Keep your passports up to
date. Trumpism is Amerikaner fascism, eager to up its ugly game by stepping
beyond mere flirtation with mass violence. As Paul Krugman recently told a
nonplussed Anderson Cooper on CNN, “if you’re not terrified” yet, then “you]re
not paying attention”:
Cooper: “You write that it’s
very much up in the air whether America as we know it will survive.”
Krugman: “Institutions depend
upon the willingness of people to obey norms, and occasionally to say, okay,
‘this is not how we do things in our country.’ …This didn’t start with Trump.
There’s been a steady erosion of those norms. This has been building for a long
time, and we’re very close to the edge right now.”
Cooper: “When you say close to
the edge, what does that mean to you?”
Krugman: “You know, on paper,
we’ll stay a democracy,
but I worry very much about a sort of Hungary-type situation where you have on
paper the institutions of democracy. You even hold votes, but the system is
rigged, and in fact, it’s become effectively you have a one-party rule…We’re
very close. If Trump is re-elected if the Republicans retake control of the
House, what are the odds that we will really have a functioning democracy after
that?”
Cooper: “I mean, that’s a
pretty terrifying idea”
Krugman: “If you’re not
terrified, you’re not paying attention”
What Biden said in his launch
video yesterday morning is correct: “If we give Donald Trump eight years in the
White House, he will forever and fundamentally alter the character of this
nation…We can’t forget what happened in Charlottesville.” A second Trump term is
not a pleasant thing to contemplate. Biden says he “can’t stand by and let that
happen.”
The irony is the best thing he
could do to stop a second Trump term is to stand aside and tell the rest of the
candidate field and voters to congeal behind Sanders.

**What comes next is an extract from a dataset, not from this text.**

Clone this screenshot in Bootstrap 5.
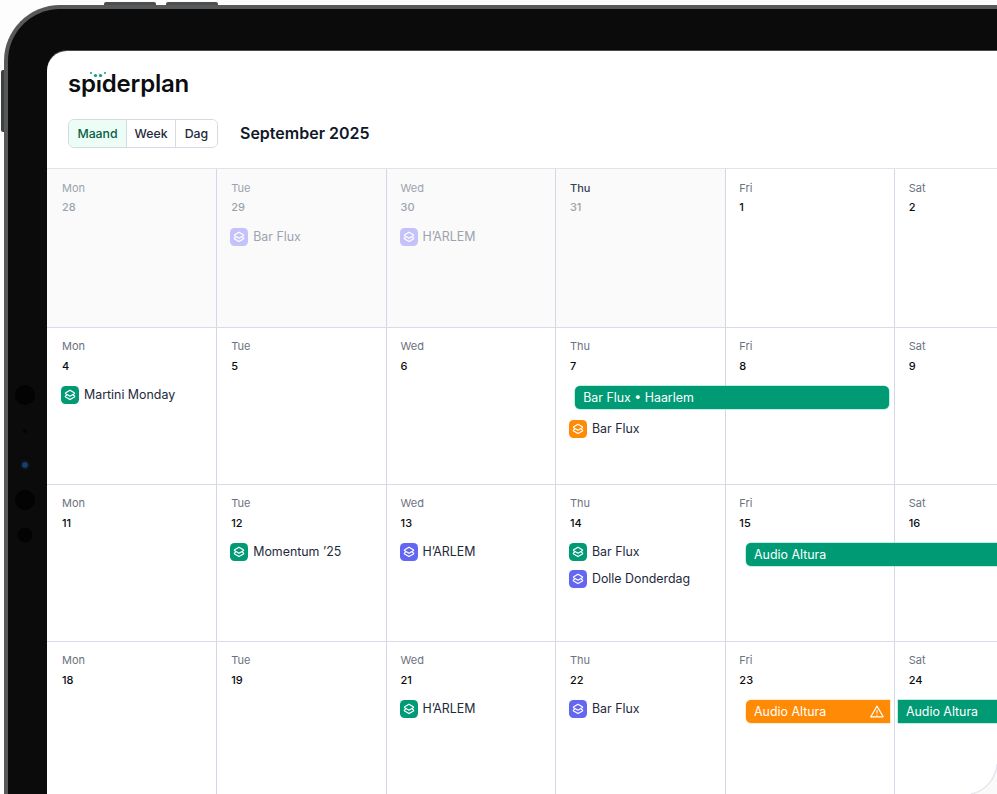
<!DOCTYPE html>
<html lang="nl">
<head>
<meta charset="utf-8">
<title>Spiderplan</title>
<link href="https://cdn.jsdelivr.net/npm/bootstrap@5.3.0/dist/css/bootstrap.min.css" rel="stylesheet">
<style>
html,body{height:794px;overflow:hidden;background:#fdfdfd;font-family:"Inter","Liberation Sans",sans-serif;}
.sp-stage{position:relative;height:794px;width:997px;overflow:hidden;padding:5px 0 0 4px;}
.sp-device{position:relative;width:1200px;height:1000px;background:#0b0b0b;border-top:4px solid #57585a;border-left:4px solid #57585a;border-top-left-radius:56px;padding:42px 0 0 39px;}
.sp-screen{width:1150px;height:950px;background:#fff;border-top-left-radius:20px;box-shadow:0 -1px 0 #4a4a4c;}
.sp-btn-top{position:absolute;top:2px;width:52px;height:3px;background:#4d4e50;border-radius:2px 2px 0 0;}
.sp-btn-side{position:absolute;left:1px;top:70px;width:3px;height:62px;background:#3f4042;border-radius:2px 0 0 2px;}
.sp-cam{position:absolute;border-radius:50%;background:#030303;transform:translate(-50%,-50%);}
.sp-cam-blue{background:radial-gradient(circle,#17406f 0 30%,#0a0f18 55%,#1c1e22 100%);}
.sp-head{padding:19px 0 20px 21px;}
.sp-logo{position:relative;font-weight:600;font-size:24px;line-height:27px;color:#0b0d10;letter-spacing:-.2px;height:27px;width:122px;}
.sp-logo-dots{position:absolute;left:21px;top:1px;}
.sp-tabs{margin-top:22px;gap:22px;}
.sp-tabgroup{border:1px solid #d3dae3;border-radius:6px;overflow:hidden;height:29px;width:150px;}
.sp-tab{font-size:12.3px;font-weight:500;color:#1e293b;text-align:center;line-height:27px;background:#fff;border-left:1px solid #d3dae3;width:49px;}
.sp-tab-on{background:#ecfdf5;color:#065f46;width:57px;border-left:0;}
.sp-tab-end{width:42px;}
.sp-month{font-size:16px;font-weight:600;color:#111827;margin:0;}
.sp-week{display:grid;grid-template-columns:repeat(5,169.4px) 320px;border-top:1px solid #d8dbe9;height:157px;}
.sp-week-first{height:159px;border-top-color:#dfe3ea;}
.sp-week-last{height:200px;}
.sp-cell{grid-row:1;padding:10px 0 0 13.8px;border-left:1px solid #d3d8e6;}
.sp-cell:nth-child(1){grid-column:1;border-left:0;padding-left:15px;}
.sp-cell:nth-child(2){grid-column:2;}
.sp-cell:nth-child(3){grid-column:3;}
.sp-cell:nth-child(4){grid-column:4;}
.sp-cell:nth-child(5){grid-column:5;}
.sp-cell:nth-child(6){grid-column:6;}
.sp-week-first .sp-cell{padding-top:11px;}
.sp-week-first .sp-num{margin-top:3px;}
.sp-week-first .sp-first{margin-top:13px;}
.sp-past{background:#fafafa;}
.sp-dayname{font-size:11px;line-height:16px;color:#6b7280;}
.sp-past .sp-dayname,.sp-past .sp-num{color:#9ca3af;}
.sp-past .sp-today{color:#374151;font-weight:500;}
.sp-num{font-size:11px;line-height:16px;margin-top:4px;font-weight:500;color:#0b0d10;}
.sp-event{display:flex;align-items:center;gap:5px;font-size:12.4px;line-height:18px;color:#1e293b;margin-top:9px;margin-left:-1px;}
.sp-first{margin-top:12px;}
.sp-ico{flex:none;display:block;}
.sp-event-faded{color:#9ca3af;}
.sp-slot{height:23px;margin-top:12px;margin-bottom:11px;}
.sp-slot + .sp-event{margin-top:0;}
.sp-bar{grid-row:1;align-self:start;height:23px;margin-top:58px;border-radius:5px;color:#fff;font-size:12.4px;line-height:23px;padding:0 8px;display:flex;justify-content:space-between;align-items:center;z-index:1;}
.sp-green{background:#009a75;box-shadow:0 0 0 .5px #7fe0c4;}
.sp-orange{background:#ff8a05;box-shadow:0 0 0 .5px #ffd9a8;padding-right:6px;}
.sp-corner{position:absolute;right:0;bottom:0;}
</style>
</head>
<body>
<div class="sp-stage">
  <span class="sp-btn-top" style="left:104px"></span>
  <span class="sp-btn-top" style="left:166px"></span>
  <span class="sp-btn-side"></span>
  <div class="sp-device">
    <span class="sp-cam" style="left:17px;top:386px;width:20px;height:20px"></span>
    <span class="sp-cam" style="left:17px;top:422px;width:4px;height:4px"></span>
    <span class="sp-cam sp-cam-blue" style="left:17px;top:456px;width:10px;height:10px"></span>
    <span class="sp-cam" style="left:17px;top:491px;width:20px;height:20px"></span>
    <span class="sp-cam" style="left:17px;top:526px;width:15px;height:15px"></span>
    <div class="sp-screen">
      <div class="sp-head">
        <div class="sp-logo">spiderplan
          <svg class="sp-logo-dots" width="18" height="9" viewBox="0 0 18 9" aria-hidden="true"><rect x="3" y="3" width="12" height="6" fill="#fff"/><g fill="#0e9b7c"><circle cx="2" cy="2" r="1"/><circle cx="6.500" cy="4.500" r="1.600"/><circle cx="11.500" cy="4.500" r="1.600"/><circle cx="16" cy="2" r="1"/></g></svg>
        </div>
        <div class="sp-tabs d-flex align-items-center">
          <div class="sp-tabgroup d-flex">
            <div class="sp-tab sp-tab-on">Maand</div>
            <div class="sp-tab">Week</div>
            <div class="sp-tab sp-tab-end">Dag</div>
          </div>
          <h1 class="sp-month">September 2025</h1>
        </div>
      </div>

      <svg width="0" height="0" class="position-absolute" aria-hidden="true">
        <symbol id="sp-stack" viewBox="0 0 18 18">
          <path d="M9 4.200 13.300 6.800c.4.2.4.7 0 .9L9 10.200 4.700 7.700c-.4-.2-.4-.7 0-.9Z" fill="none" stroke="#fff" stroke-width="1.200" stroke-linejoin="round"/>
          <path d="M5.400 9.200 4.600 9.900c-.4.3-.4.8 0 1L9 13.600l4.400-2.700c.4-.2.4-.7 0-1l-.8-.7" fill="none" stroke="#fff" stroke-width="1.200" stroke-linecap="round" stroke-linejoin="round"/>
        </symbol>
      </svg>

      <div class="sp-week sp-week-first">
        <div class="sp-cell sp-past"><div class="sp-dayname">Mon</div><div class="sp-num">28</div></div>
        <div class="sp-cell sp-past"><div class="sp-dayname">Tue</div><div class="sp-num">29</div>
          <div class="sp-event sp-first sp-event-faded"><svg class="sp-ico" width="18" height="18"><rect width="18" height="18" rx="4.500" fill="#c5c2fb"/><use href="#sp-stack"/></svg>Bar Flux</div></div>
        <div class="sp-cell sp-past"><div class="sp-dayname">Wed</div><div class="sp-num">30</div>
          <div class="sp-event sp-first sp-event-faded"><svg class="sp-ico" width="18" height="18"><rect width="18" height="18" rx="4.500" fill="#c5c2fb"/><use href="#sp-stack"/></svg>H’ARLEM</div></div>
        <div class="sp-cell sp-past"><div class="sp-dayname sp-today">Thu</div><div class="sp-num">31</div></div>
        <div class="sp-cell"><div class="sp-dayname">Fri</div><div class="sp-num">1</div></div>
        <div class="sp-cell"><div class="sp-dayname">Sat</div><div class="sp-num">2</div></div>
      </div>

      <div class="sp-week">
        <div class="sp-cell"><div class="sp-dayname">Mon</div><div class="sp-num">4</div>
          <div class="sp-event sp-first"><svg class="sp-ico" width="18" height="18"><rect width="18" height="18" rx="4.500" fill="#009a75"/><use href="#sp-stack"/></svg>Martini Monday</div></div>
        <div class="sp-cell"><div class="sp-dayname">Tue</div><div class="sp-num">5</div></div>
        <div class="sp-cell"><div class="sp-dayname">Wed</div><div class="sp-num">6</div></div>
        <div class="sp-cell"><div class="sp-dayname">Thu</div><div class="sp-num">7</div>
          <div class="sp-slot"></div>
          <div class="sp-event"><svg class="sp-ico" width="18" height="18"><rect width="18" height="18" rx="4.500" fill="#ff8a05"/><use href="#sp-stack"/></svg>Bar Flux</div></div>
        <div class="sp-cell"><div class="sp-dayname">Fri</div><div class="sp-num">8</div></div>
        <div class="sp-cell"><div class="sp-dayname">Sat</div><div class="sp-num">9</div></div>
        <div class="sp-bar sp-green" style="grid-column:4 / span 2;margin-left:20px;margin-right:5px">Bar Flux • Haarlem</div>
      </div>

      <div class="sp-week">
        <div class="sp-cell"><div class="sp-dayname">Mon</div><div class="sp-num">11</div></div>
        <div class="sp-cell"><div class="sp-dayname">Tue</div><div class="sp-num">12</div>
          <div class="sp-event sp-first"><svg class="sp-ico" width="18" height="18"><rect width="18" height="18" rx="4.500" fill="#009a75"/><use href="#sp-stack"/></svg>Momentum ’25</div></div>
        <div class="sp-cell"><div class="sp-dayname">Wed</div><div class="sp-num">13</div>
          <div class="sp-event sp-first"><svg class="sp-ico" width="18" height="18"><rect width="18" height="18" rx="4.500" fill="#6366f1"/><use href="#sp-stack"/></svg>H’ARLEM</div></div>
        <div class="sp-cell"><div class="sp-dayname">Thu</div><div class="sp-num">14</div>
          <div class="sp-event sp-first"><svg class="sp-ico" width="18" height="18"><rect width="18" height="18" rx="4.500" fill="#009a75"/><use href="#sp-stack"/></svg>Bar Flux</div>
          <div class="sp-event"><svg class="sp-ico" width="18" height="18"><rect width="18" height="18" rx="4.500" fill="#6366f1"/><use href="#sp-stack"/></svg>Dolle Donderdag</div></div>
        <div class="sp-cell"><div class="sp-dayname">Fri</div><div class="sp-num">15</div></div>
        <div class="sp-cell"><div class="sp-dayname">Sat</div><div class="sp-num">16</div></div>
        <div class="sp-bar sp-green" style="grid-column:5 / span 2;margin-left:21.500px">Audio Altura</div>
      </div>

      <div class="sp-week sp-week-last">
        <div class="sp-cell"><div class="sp-dayname">Mon</div><div class="sp-num">18</div></div>
        <div class="sp-cell"><div class="sp-dayname">Tue</div><div class="sp-num">19</div></div>
        <div class="sp-cell"><div class="sp-dayname">Wed</div><div class="sp-num">21</div>
          <div class="sp-event sp-first"><svg class="sp-ico" width="18" height="18"><rect width="18" height="18" rx="4.500" fill="#009a75"/><use href="#sp-stack"/></svg>H’ARLEM</div></div>
        <div class="sp-cell"><div class="sp-dayname">Thu</div><div class="sp-num">22</div>
          <div class="sp-event sp-first"><svg class="sp-ico" width="18" height="18"><rect width="18" height="18" rx="4.500" fill="#6366f1"/><use href="#sp-stack"/></svg>Bar Flux</div></div>
        <div class="sp-cell"><div class="sp-dayname">Fri</div><div class="sp-num">23</div></div>
        <div class="sp-cell"><div class="sp-dayname">Sat</div><div class="sp-num">24</div></div>
        <div class="sp-bar sp-orange rounded-end-0" style="grid-column:5;margin-left:21.500px;margin-right:4px">Audio Altura
          <svg width="14" height="13" viewBox="0 0 13 12" aria-hidden="true"><path d="M6.500 1 12.300 11H.7Z" fill="none" stroke="#fff" stroke-width="1" stroke-linejoin="round"/><path d="M6.500 4.500V7.800" stroke="#fff"/><circle cx="6.500" cy="9.400" r=".6" fill="#fff"/></svg></div>
        <div class="sp-bar sp-green rounded-start-0" style="grid-column:6;margin-left:4px">Audio Altura</div>
      </div>
    </div>
  </div>
  <svg class="sp-corner" width="30" height="30" viewBox="0 0 30 30" aria-hidden="true"><path d="M30 0C29 14 19 27 4 30H30Z" fill="#fafafa" stroke="none"/><path d="M30 0C29 14 19 27 4 30" fill="none" stroke="#e5e7ee" stroke-width="1.500"/></svg>
</div>
<script src="https://cdn.jsdelivr.net/npm/bootstrap@5.3.0/dist/js/bootstrap.bundle.min.js"></script>
</body>
</html>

The corporate-neoliberal
Democratic Clinton-Obama model is what put the supremely dangerous orange
monster in the White House in the first place in 2016. The establishment
Democrats, who prefer barbarism to even the mildest hint of socialism, are
working to give the monster a second term. If Joe really hates fascism as much
as his launch video suggests, then he needs to de-launch. Maybe some activists
in Iowa or New Hampshire can set up for his final, politically fatal gropes.
Extreme times call for extreme
measures. His candidacy is terrifying.